%%
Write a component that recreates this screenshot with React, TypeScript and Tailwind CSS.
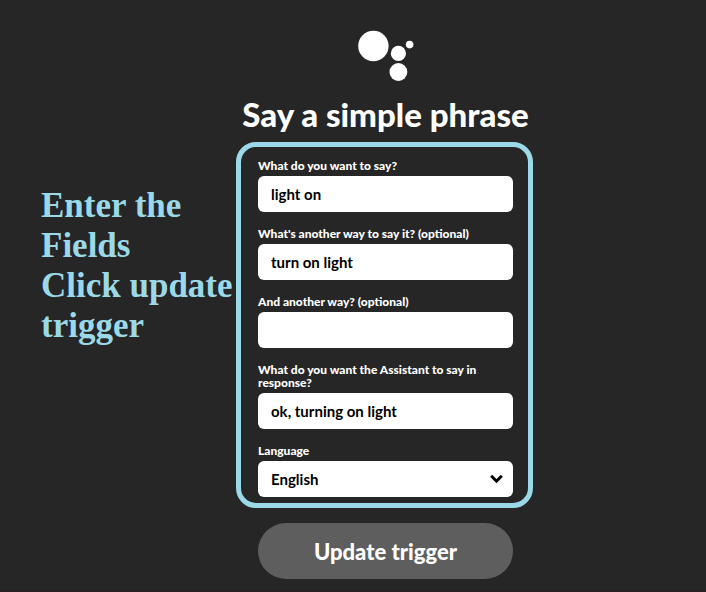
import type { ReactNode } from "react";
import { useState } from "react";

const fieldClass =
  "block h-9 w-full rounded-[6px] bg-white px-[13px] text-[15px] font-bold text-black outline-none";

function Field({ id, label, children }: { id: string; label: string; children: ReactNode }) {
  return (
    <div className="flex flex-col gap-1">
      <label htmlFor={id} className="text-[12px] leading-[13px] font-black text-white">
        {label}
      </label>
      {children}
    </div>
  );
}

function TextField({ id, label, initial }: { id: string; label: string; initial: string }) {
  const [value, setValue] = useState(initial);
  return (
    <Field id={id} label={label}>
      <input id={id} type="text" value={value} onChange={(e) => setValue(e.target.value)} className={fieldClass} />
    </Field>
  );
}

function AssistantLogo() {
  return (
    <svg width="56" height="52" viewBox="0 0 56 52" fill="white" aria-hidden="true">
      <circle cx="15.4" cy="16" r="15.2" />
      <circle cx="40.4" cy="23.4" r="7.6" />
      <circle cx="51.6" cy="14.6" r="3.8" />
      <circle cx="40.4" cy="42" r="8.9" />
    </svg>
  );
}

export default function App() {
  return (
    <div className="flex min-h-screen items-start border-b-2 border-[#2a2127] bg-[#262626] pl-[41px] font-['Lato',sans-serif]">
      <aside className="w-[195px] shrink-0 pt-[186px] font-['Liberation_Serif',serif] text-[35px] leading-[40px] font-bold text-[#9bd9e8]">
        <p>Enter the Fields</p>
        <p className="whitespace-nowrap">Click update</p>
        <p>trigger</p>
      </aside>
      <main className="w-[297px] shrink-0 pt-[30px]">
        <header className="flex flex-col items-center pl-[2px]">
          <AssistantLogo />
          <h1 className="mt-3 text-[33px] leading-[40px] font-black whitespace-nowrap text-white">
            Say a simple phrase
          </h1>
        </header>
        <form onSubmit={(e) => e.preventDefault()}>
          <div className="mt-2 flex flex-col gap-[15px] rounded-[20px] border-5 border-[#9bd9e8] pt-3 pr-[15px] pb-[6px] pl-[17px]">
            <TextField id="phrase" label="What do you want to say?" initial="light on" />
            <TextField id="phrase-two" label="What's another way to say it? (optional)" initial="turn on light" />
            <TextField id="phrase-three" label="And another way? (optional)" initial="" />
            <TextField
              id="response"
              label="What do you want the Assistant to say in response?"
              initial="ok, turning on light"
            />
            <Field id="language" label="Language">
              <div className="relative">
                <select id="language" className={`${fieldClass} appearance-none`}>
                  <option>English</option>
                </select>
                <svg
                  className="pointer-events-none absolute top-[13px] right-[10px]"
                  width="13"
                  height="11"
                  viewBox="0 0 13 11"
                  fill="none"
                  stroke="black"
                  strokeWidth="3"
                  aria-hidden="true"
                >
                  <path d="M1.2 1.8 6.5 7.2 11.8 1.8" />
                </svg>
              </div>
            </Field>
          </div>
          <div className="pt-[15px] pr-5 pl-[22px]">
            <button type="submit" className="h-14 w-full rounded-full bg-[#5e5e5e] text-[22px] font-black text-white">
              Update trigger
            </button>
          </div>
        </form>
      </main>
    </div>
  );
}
%%
%%
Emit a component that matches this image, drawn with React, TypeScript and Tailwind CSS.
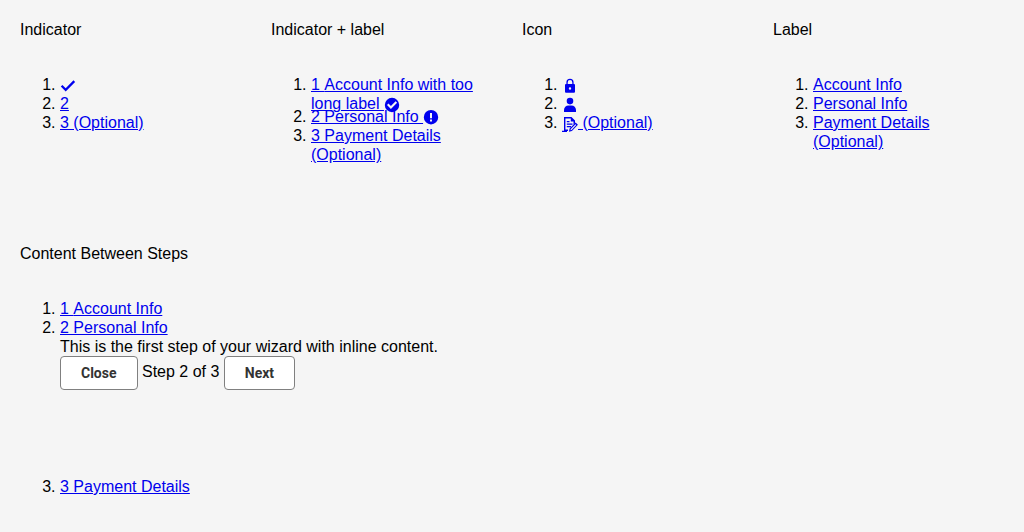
%%
**Stated task**
Copy all lines from the data that hold the word "component".

**Correct answer**
Write a component that recreates this screenshot with React, TypeScript and Tailwind CSS.
Emit a component that matches this image, drawn with React, TypeScript and Tailwind CSS.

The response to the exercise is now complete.